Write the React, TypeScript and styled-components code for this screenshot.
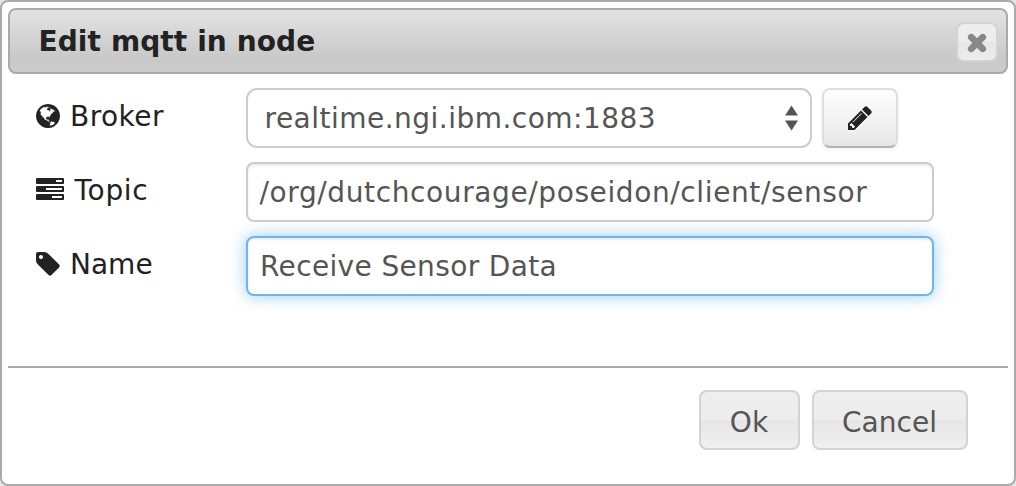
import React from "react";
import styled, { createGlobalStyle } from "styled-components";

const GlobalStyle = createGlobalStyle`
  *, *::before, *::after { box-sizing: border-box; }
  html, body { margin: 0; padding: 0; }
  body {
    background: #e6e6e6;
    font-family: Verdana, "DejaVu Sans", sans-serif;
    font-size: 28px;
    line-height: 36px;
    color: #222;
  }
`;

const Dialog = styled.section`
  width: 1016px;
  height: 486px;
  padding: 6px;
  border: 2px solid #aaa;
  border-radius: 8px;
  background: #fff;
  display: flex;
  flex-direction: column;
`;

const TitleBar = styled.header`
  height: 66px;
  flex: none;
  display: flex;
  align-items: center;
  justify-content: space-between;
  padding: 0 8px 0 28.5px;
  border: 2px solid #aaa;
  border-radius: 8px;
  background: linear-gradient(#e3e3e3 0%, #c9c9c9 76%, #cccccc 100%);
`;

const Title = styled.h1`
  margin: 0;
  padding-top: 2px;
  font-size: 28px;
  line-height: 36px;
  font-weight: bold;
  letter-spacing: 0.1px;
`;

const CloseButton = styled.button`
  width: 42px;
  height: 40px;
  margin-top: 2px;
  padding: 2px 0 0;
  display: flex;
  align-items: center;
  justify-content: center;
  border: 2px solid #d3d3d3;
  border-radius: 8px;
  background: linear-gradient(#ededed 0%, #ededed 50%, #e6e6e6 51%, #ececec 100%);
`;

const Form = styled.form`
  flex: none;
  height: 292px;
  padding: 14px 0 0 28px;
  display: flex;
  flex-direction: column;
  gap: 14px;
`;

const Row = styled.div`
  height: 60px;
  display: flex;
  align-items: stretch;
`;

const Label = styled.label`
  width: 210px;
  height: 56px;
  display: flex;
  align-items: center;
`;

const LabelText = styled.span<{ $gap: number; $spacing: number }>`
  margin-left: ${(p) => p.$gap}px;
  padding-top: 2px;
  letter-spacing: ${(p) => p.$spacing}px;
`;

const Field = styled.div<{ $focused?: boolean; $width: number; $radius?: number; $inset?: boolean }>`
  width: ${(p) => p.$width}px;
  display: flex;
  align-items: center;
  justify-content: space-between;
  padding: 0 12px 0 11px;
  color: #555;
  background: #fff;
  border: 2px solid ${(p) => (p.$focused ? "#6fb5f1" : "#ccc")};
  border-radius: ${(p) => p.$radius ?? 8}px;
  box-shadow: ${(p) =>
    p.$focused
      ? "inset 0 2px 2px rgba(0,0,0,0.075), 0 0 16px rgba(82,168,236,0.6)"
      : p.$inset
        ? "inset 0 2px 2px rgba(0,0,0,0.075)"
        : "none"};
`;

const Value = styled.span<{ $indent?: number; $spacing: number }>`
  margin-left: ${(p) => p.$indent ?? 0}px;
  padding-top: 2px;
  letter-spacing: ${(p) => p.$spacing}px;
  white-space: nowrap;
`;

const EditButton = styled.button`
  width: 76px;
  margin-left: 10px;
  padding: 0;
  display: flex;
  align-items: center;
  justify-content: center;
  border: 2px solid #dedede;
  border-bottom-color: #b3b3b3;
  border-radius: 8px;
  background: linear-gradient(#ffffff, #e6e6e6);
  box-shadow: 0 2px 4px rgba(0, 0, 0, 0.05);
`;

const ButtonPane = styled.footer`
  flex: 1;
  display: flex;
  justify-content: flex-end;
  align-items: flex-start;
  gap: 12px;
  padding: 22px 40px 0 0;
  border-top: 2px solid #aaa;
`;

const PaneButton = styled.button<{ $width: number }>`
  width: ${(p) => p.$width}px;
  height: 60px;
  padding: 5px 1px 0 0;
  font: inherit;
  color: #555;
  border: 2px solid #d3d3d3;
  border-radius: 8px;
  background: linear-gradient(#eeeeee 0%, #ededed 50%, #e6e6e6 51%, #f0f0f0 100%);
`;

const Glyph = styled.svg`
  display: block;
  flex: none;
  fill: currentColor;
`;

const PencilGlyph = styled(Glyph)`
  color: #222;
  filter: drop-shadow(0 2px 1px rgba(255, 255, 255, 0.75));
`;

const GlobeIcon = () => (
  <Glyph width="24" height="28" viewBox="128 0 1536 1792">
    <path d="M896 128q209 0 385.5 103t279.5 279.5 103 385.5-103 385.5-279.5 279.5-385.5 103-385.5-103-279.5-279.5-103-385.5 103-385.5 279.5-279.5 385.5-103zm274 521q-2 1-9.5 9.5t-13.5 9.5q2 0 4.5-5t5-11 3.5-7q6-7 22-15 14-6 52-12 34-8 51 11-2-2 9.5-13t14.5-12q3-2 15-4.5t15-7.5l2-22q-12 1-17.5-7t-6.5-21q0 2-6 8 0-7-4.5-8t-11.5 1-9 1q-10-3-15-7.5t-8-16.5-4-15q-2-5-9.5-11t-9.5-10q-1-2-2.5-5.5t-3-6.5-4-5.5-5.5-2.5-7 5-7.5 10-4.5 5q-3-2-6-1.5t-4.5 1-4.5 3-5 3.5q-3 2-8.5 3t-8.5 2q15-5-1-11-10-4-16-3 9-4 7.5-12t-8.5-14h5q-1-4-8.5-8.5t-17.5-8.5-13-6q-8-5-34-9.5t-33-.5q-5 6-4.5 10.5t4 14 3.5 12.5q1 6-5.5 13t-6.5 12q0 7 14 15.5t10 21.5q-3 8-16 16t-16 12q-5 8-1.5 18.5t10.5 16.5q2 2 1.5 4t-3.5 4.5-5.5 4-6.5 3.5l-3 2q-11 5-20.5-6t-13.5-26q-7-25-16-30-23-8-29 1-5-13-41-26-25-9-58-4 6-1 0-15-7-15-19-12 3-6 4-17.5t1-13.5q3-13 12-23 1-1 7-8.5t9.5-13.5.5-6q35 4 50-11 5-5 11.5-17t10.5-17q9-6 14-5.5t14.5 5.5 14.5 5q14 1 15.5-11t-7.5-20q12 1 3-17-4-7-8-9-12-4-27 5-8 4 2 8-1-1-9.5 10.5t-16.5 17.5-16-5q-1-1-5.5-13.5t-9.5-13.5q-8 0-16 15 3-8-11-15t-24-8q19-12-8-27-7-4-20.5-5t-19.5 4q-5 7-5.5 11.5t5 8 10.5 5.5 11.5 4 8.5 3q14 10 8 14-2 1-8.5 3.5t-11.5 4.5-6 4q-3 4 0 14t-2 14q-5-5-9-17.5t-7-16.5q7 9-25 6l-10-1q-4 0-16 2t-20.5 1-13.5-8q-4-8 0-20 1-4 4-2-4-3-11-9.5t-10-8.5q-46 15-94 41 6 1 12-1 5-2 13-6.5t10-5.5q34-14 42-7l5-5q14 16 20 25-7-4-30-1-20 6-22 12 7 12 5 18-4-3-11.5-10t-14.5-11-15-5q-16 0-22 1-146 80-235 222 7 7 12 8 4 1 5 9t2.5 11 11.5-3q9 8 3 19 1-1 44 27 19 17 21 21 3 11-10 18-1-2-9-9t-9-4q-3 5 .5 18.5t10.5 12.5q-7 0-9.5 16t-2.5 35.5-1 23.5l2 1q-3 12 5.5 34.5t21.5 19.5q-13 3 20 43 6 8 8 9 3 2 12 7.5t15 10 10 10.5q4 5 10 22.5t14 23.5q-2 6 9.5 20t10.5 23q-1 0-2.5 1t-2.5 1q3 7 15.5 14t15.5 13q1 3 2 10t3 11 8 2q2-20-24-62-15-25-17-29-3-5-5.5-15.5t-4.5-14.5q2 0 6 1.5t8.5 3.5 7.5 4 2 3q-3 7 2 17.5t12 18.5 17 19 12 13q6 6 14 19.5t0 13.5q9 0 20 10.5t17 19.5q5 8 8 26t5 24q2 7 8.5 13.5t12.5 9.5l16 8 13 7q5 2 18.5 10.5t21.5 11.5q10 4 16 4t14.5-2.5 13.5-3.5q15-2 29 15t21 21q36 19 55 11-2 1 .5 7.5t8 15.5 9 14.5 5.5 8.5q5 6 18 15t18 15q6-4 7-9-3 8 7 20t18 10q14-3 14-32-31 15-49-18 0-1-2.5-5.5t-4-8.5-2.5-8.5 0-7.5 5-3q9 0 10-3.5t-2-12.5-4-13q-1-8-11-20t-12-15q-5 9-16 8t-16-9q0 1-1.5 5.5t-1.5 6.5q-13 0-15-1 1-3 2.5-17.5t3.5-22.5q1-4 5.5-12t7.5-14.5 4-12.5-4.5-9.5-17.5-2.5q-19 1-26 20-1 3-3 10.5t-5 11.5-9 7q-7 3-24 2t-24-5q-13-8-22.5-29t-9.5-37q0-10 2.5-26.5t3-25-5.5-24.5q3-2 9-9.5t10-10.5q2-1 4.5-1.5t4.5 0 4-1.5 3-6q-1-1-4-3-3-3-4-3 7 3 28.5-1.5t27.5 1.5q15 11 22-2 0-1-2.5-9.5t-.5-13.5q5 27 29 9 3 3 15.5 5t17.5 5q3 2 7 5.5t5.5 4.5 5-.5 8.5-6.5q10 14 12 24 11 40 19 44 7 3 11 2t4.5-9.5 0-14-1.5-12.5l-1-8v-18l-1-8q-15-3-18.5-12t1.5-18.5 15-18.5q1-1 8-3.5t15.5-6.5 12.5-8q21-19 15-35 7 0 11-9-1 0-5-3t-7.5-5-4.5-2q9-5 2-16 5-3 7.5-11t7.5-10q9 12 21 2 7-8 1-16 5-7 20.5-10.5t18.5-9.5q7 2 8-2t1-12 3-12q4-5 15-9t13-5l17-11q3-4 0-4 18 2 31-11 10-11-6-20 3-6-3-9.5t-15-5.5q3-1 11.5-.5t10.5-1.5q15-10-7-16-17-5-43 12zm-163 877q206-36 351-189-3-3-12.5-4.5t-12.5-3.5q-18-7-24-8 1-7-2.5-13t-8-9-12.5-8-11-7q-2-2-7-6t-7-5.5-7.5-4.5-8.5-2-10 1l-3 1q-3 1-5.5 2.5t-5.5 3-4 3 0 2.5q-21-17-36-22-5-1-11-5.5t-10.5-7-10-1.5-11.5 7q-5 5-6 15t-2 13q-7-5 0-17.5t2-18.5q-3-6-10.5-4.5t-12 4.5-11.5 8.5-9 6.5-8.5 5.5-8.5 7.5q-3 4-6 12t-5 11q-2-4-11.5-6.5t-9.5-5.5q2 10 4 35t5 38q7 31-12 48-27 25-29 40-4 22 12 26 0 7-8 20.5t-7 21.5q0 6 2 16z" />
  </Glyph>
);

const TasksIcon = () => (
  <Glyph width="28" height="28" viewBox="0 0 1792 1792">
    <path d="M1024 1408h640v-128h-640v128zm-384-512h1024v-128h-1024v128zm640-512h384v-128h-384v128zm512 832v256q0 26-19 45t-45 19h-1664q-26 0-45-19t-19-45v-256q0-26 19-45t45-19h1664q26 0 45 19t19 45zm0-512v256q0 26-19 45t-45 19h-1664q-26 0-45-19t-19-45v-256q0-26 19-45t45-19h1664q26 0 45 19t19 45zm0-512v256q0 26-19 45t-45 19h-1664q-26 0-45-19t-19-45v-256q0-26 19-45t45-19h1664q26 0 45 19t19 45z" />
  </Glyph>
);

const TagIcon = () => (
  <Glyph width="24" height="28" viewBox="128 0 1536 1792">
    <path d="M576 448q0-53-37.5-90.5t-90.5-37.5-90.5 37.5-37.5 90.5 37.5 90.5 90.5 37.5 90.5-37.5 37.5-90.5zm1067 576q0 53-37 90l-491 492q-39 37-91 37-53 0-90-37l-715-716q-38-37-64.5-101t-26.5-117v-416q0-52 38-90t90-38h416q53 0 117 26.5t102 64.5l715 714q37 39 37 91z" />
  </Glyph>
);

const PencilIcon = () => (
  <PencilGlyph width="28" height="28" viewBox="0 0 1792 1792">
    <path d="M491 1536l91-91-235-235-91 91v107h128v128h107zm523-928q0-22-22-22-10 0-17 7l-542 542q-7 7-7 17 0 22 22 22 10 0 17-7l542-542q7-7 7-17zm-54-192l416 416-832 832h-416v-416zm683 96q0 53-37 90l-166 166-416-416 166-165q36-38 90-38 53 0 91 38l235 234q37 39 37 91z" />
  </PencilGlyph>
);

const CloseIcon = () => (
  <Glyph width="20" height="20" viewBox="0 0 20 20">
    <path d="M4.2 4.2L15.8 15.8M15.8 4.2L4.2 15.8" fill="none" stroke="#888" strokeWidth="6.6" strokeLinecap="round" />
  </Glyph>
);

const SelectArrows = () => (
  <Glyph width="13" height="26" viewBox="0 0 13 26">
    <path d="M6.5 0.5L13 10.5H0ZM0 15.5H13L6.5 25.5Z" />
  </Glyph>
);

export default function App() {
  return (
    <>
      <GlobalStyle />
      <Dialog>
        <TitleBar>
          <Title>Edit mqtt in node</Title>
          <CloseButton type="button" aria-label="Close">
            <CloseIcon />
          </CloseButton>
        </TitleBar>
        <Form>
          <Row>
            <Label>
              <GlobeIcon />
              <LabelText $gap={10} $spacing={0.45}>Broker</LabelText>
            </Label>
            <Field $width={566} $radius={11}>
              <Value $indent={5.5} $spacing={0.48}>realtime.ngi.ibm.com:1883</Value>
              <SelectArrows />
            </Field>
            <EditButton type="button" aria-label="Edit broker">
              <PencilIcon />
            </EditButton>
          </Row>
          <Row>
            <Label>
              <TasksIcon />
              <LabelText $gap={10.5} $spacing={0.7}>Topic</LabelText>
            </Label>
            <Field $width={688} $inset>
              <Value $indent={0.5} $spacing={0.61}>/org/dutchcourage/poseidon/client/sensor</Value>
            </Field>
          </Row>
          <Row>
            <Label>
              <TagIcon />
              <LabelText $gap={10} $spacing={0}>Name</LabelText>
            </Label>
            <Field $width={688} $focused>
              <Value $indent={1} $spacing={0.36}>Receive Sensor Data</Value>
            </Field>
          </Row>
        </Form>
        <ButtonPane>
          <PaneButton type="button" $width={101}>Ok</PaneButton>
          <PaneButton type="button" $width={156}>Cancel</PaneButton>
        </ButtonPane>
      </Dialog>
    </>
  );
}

++++++

▸ **Instructions for the task**
Find how many lines hold the string "components", and state that number alone.

▸ **Task response**
2